In a late-junior-year panic, I’d applied for every internship I could find. One group, a nuclear disarmament organization based in San Francisco, had gotten back to me, and without much further investigation, I’d signed up. It was only when I walked into the office that I realized I’d signed up to be a can vaser. Off the top of my head, I couldn’t imagine a worse fit, but because I had no other prospects, I decided to stick out the day of training.
Canvasing, the trainer explained, was a science as much as an art. And the laws were powerful. Make eye contact. Explain why the issue matters to you. And after you ask for money, let your target say the first thing. I was intrigued: Asking people for money was scary, but the briefing hinted at a hidden logic. I committed the rules to memory.
When I walked through my first grassy Palo Alto lawn, my heart was in my throat. Here I was at the doorstep of someone I’d never met, asking for $50. The door opened and a harried woman with long gray hair peeped out. I took a deep breath, and launched into my spiel. I asked. I waited. And then she nodded and went to get her checkbook.
The euphoria I felt wasn’t about the $50. It was about something bigger—the promise that the chaos of human social life could be reduced to rules that I could understand, follow, and master. Conversation with strangers had never come naturally to me—I didn’t know what to talk about. But the hidden logic of getting someone I’d never met to trust me with $50 had to be the tip of a larger iceberg. By the end of a summer traipsing through the yards of Palo Alto and Marin, I was a master canvaser.

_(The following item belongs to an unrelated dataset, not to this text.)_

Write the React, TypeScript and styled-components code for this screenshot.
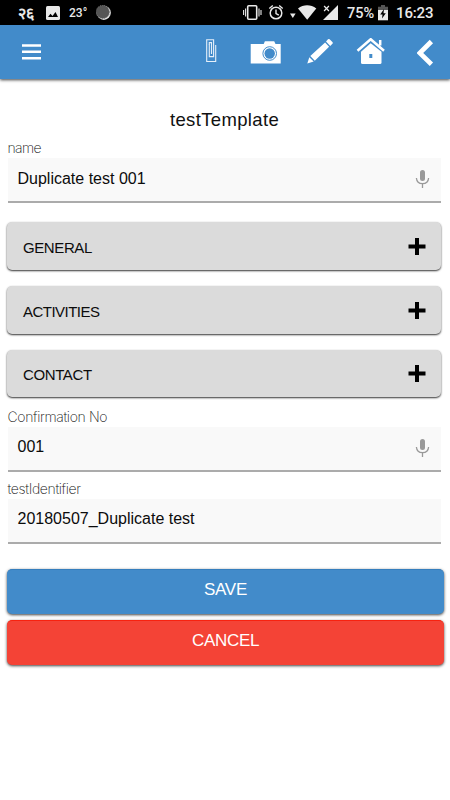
import React from "react";
import styled, { createGlobalStyle } from "styled-components";

const GlobalStyle = createGlobalStyle`
  * { box-sizing: border-box; }
  body { margin: 0; background: #fff; font-family: "Liberation Sans", Arial, sans-serif; color: #111; }
  svg { display: block; flex: none; }
`;

const Screen = styled.div`
  width: 450px;
  height: 800px;
  overflow: hidden;
  background: #fff;
`;

const StatusBar = styled.div`
  display: flex;
  align-items: center;
  height: 25px;
  padding: 0 17px 0 18px;
  background: #000;
  color: #e9e9e9;
  font-family: Roboto, sans-serif;
`;

const StatusGroup = styled.div`
  display: flex;
  align-items: center;
  height: 25px;
  &:last-child { margin-left: auto; }
`;

const StatusText = styled.span<{ $width: number; $size: number; $gap?: number; $spacing?: number; $weight?: number }>`
  width: ${(p) => p.$width}px;
  margin-left: ${(p) => p.$gap ?? 0}px;
  font-size: ${(p) => p.$size}px;
  letter-spacing: ${(p) => p.$spacing ?? 0}px;
  font-weight: ${(p) => p.$weight ?? 500};
  line-height: 25px;
  padding-top: 2px;
  white-space: nowrap;
`;

const AppBar = styled.header`
  display: flex;
  align-items: center;
  justify-content: space-between;
  height: 54px;
  padding: 0 16px 0 22px;
  background: #428bca;
  box-shadow: 0 1px 3px rgba(0, 0, 0, 0.75);
`;

const Actions = styled.nav`
  display: grid;
  grid-template-columns: 45px 55px 51px 61px 17px;
  justify-items: start;
`;

const IconButton = styled.button`
  padding: 0;
  border: 0;
  background: none;
`;

const Form = styled.main`
  padding: 30px 6px 0 7px;
`;

const Title = styled.h1`
  margin: 0;
  height: 22px;
  padding-right: 2px;
  font-size: 18.5px;
  font-weight: 400;
  line-height: 22px;
  letter-spacing: 0.35px;
  text-align: center;
`;

const Field = styled.label<{ $top: number }>`
  display: block;
  width: 434px;
  margin-top: ${(p) => p.$top}px;
`;

const FieldLabel = styled.span<{ $spacing: number }>`
  display: block;
  height: 20px;
  padding-left: 0.5px;
  font-family: Inter, "Liberation Sans", sans-serif;
  font-size: 14px;
  font-weight: 200;
  line-height: 20px;
  letter-spacing: ${(p) => p.$spacing}px;
  color: #111;
`;

const FieldBox = styled.span`
  display: flex;
  align-items: center;
  justify-content: space-between;
  height: 45px;
  margin-left: 0.5px;
  padding: 0 11px 1px 10px;
  border-bottom: 2px solid #ababab;
  background: #f9f9f9;
`;

const Value = styled.span`
  padding-bottom: 1px;
  font-size: 16px;
  line-height: 20px;
  color: #0c0c0c;
`;

const Sections = styled.div`
  display: grid;
  gap: 16px;
  width: 434px;
  margin-top: 19px;
`;

const Section = styled.button`
  display: flex;
  align-items: center;
  justify-content: space-between;
  height: 47.8px;
  padding: 2px 15px 0 16px;
  border: 0;
  border-radius: 5px;
  background: #dbdbdb;
  box-shadow: 0 1px 2px rgba(0, 0, 0, 0.8);
  font: 400 15px "Liberation Sans", Arial, sans-serif;
  color: #0c0c0c;
`;

const SectionName = styled.span<{ $spacing: number }>`
  padding-top: 1px;
  letter-spacing: ${(p) => p.$spacing}px;
`;

const Buttons = styled.div`
  display: grid;
  gap: 6px;
  margin-top: 25px;
`;

const FormButton = styled.button<{ $color: string; $edge: string }>`
  height: 45px;
  padding: 0 0 3px;
  border: 0;
  border-top: 1px solid ${(p) => p.$edge};
  border-radius: 5px;
  background: ${(p) => p.$color};
  box-shadow: 0 1px 3px rgba(0, 0, 0, 0.75);
  font: 400 17px "Liberation Sans", Arial, sans-serif;
  letter-spacing: -0.3px;
  color: #fff;
`;

const Mic = () => (
  <svg width="15" height="20" viewBox="0 0 15 20">
    <rect x="5" y="1" width="5" height="11" rx="2.5" fill="#999" />
    <path d="M1.4 9c.3 3.7 2.8 5.7 6.1 5.7s5.8-2 6.1-5.7M7.5 15v4" fill="none" stroke="#999" strokeWidth="1.3" />
  </svg>
);

const Plus = () => (
  <svg width="18" height="18" viewBox="0 0 18 18">
    <path d="M9 0v17M.5 8.5h17" stroke="#000" strokeWidth="4" />
  </svg>
);

const sections = [
  { name: "GENERAL", spacing: -0.4 },
  { name: "ACTIVITIES", spacing: -0.52 },
  { name: "CONTACT", spacing: -0.38 },
];

export default function App() {
  return (
    <Screen>
      <GlobalStyle />
      <StatusBar>
        <StatusGroup>
          <StatusText $width={28} $size={16} $weight={700}>२६</StatusText>
          <svg width="14" height="14" viewBox="0 0 14 14">
            <rect width="14" height="14" rx="1.5" fill="#e9e9e9" />
            <path d="M2 11l2.5-3.2 2 2.2 3-4L12 11z" fill="#000" />
          </svg>
          <StatusText $width={27} $size={12} $gap={9}>23°</StatusText>
          <svg width="15" height="15" viewBox="0 0 15 15">
            <circle cx="7.8" cy="7.8" r="7.1" fill="#ddd" />
            <circle cx="6.8" cy="6.9" r="6.6" fill="#555" stroke="#777" strokeDasharray="1 1" />
          </svg>
        </StatusGroup>
        <StatusGroup>
          <svg width="96" height="17" viewBox="243 4 96 17">
            <rect x="247.7" y="5.7" width="9" height="13.5" rx="1" fill="none" stroke="#e9e9e9" strokeWidth="1.6" />
            <path d="M243.6 10v5M245.6 8.5v8M259 8.5v8M261 10v5" stroke="#e9e9e9" strokeWidth="1.1" />
            <circle cx="276" cy="13" r="5.8" fill="none" stroke="#e9e9e9" strokeWidth="1.5" />
            <path d="M269.3 8.5l3.5-3M282.7 8.5l-3.5-3M276 9.5v4l2.8 1.7" fill="none" stroke="#e9e9e9" strokeWidth="1.4" />
            <path d="M290 13.5h5.6l-2.8 4.5z" fill="#e9e9e9" />
            <path d="M298 8.5c5.5-4.3 12.8-4.3 18.3 0l-9.1 11.3z" fill="#e9e9e9" />
            <path d="M338 5v15h-15z" fill="#e9e9e9" />
            <path d="M324.1 6l4.8 5M328.9 6l-4.8 5" stroke="#000" strokeWidth="3" />
            <path d="M324.1 6l4.8 5M328.9 6l-4.8 5" stroke="#e9e9e9" strokeWidth="1.2" />
          </svg>
          <StatusText $width={31} $size={14.5} $gap={8}>75%</StatusText>
          <svg width="10" height="16" viewBox="0 0 10 16">
            <path d="M3 0h4v1.7h3V5H0V1.7h3z" fill="#555" />
            <path d="M0 5h10v10.3H0z" fill="#e9e9e9" />
            <path d="M6 4L2.2 9.5h2.3L4 13.5l3.8-5.2H5.5z" fill="#000" />
          </svg>
          <StatusText $width={37} $size={15} $gap={8} $spacing={-0.15}>16:23</StatusText>
        </StatusGroup>
      </StatusBar>
      <AppBar>
        <IconButton aria-label="Menu">
          <svg width="20" height="18" viewBox="0 0 20 18">
            <path d="M0 2.5h19M0 8.8h19M0 15.3h19" stroke="#fff" strokeWidth="2.5" />
          </svg>
        </IconButton>
        <Actions>
          <IconButton aria-label="Attach">
            <svg width="12" height="28" viewBox="205 38 12 28">
              <path d="M209.3 44.5v12.1h4.3V39.7h-6.9v21.8h9V45" fill="none" stroke="#e6f0fa" strokeWidth="1.1" />
              <path d="M209.3 45V42.6h2.2V54" fill="none" stroke="#e6f0fa" strokeWidth="1.1" />
            </svg>
          </IconButton>
          <IconButton aria-label="Camera">
            <svg width="32" height="28" viewBox="250 38 32 28">
              <path d="M250.7 44h13l1.2-2.7h9.3l1.3 2.7h5.2v19.5h-30z" fill="#fff" />
              <circle cx="269.7" cy="53.5" r="6.8" fill="none" stroke="#428bca" strokeWidth="1" />
              <circle cx="269.7" cy="53.5" r="5.2" fill="#428bca" />
            </svg>
          </IconButton>
          <IconButton aria-label="Edit">
            <svg width="28" height="28" viewBox="304 38 28 28">
              <path d="M306.3 63.5l2-6.3 4.4 4.2zM309.3 56l14.8-13.6 4 4.3-14.3 14zM325 41.5l2-2.2q.8-.8 1.6 0l2.8 2.8q.8.8 0 1.6l-2.2 2.2z" fill="#fff" />
            </svg>
          </IconButton>
          <IconButton aria-label="Home">
            <svg width="30" height="28" viewBox="356 38 30 28">
              <path d="M357.5 50.8l13.2-11.6 13.3 11.6M380.2 40v5.5" fill="none" stroke="#fff" strokeWidth="2.5" />
              <path d="M361 51.8l9.7-8.6 10.8 8.6v10.7q0 1.5-1.5 1.5h-17.5q-1.5 0-1.5-1.5z" fill="#fff" />
              <path d="M369.3 54h3v4h-3z" fill="#428bca" />
            </svg>
          </IconButton>
          <IconButton aria-label="Back">
            <svg width="17" height="28" viewBox="417 38 17 28">
              <path d="M431.4 41.5L419.8 53l11.6 11.3" fill="none" stroke="#fff" strokeWidth="4.7" />
            </svg>
          </IconButton>
        </Actions>
      </AppBar>
      <Form>
        <Title>testTemplate</Title>
        <Field $top={7}>
          <FieldLabel $spacing={-0.6}>name</FieldLabel>
          <FieldBox><Value>Duplicate test 001</Value><Mic /></FieldBox>
        </Field>
        <Sections>
          {sections.map((s) => (
            <Section key={s.name}><SectionName $spacing={s.spacing}>{s.name}</SectionName><Plus /></Section>
          ))}
        </Sections>
        <Field $top={9.6}>
          <FieldLabel $spacing={-0.35}>Confirmation No</FieldLabel>
          <FieldBox><Value>001</Value><Mic /></FieldBox>
        </Field>
        <Field $top={7}>
          <FieldLabel $spacing={-0.35}>testIdentifier</FieldLabel>
          <FieldBox><Value>20180507_Duplicate test</Value></FieldBox>
        </Field>
        <Buttons>
          <FormButton $color="#428bca" $edge="#357ebd">SAVE</FormButton>
          <FormButton $color="#f44336" $edge="#f8220f">CANCEL</FormButton>
        </Buttons>
      </Form>
    </Screen>
  );
}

Systematization is a great method for building functional software. And the quantitative, scientific approach to social observation has given us many great insights into human phenomena as well. Dan Ariely researches the “predictably irrational” decisions we make on a daily basis; his findings help us make better decisions. The blog at OkCupid.com, a math-driven dating Web site, identifies patterns in the e-mails flying back and forth between people to make them better daters (“Howdy” is a better opener than “Hi”).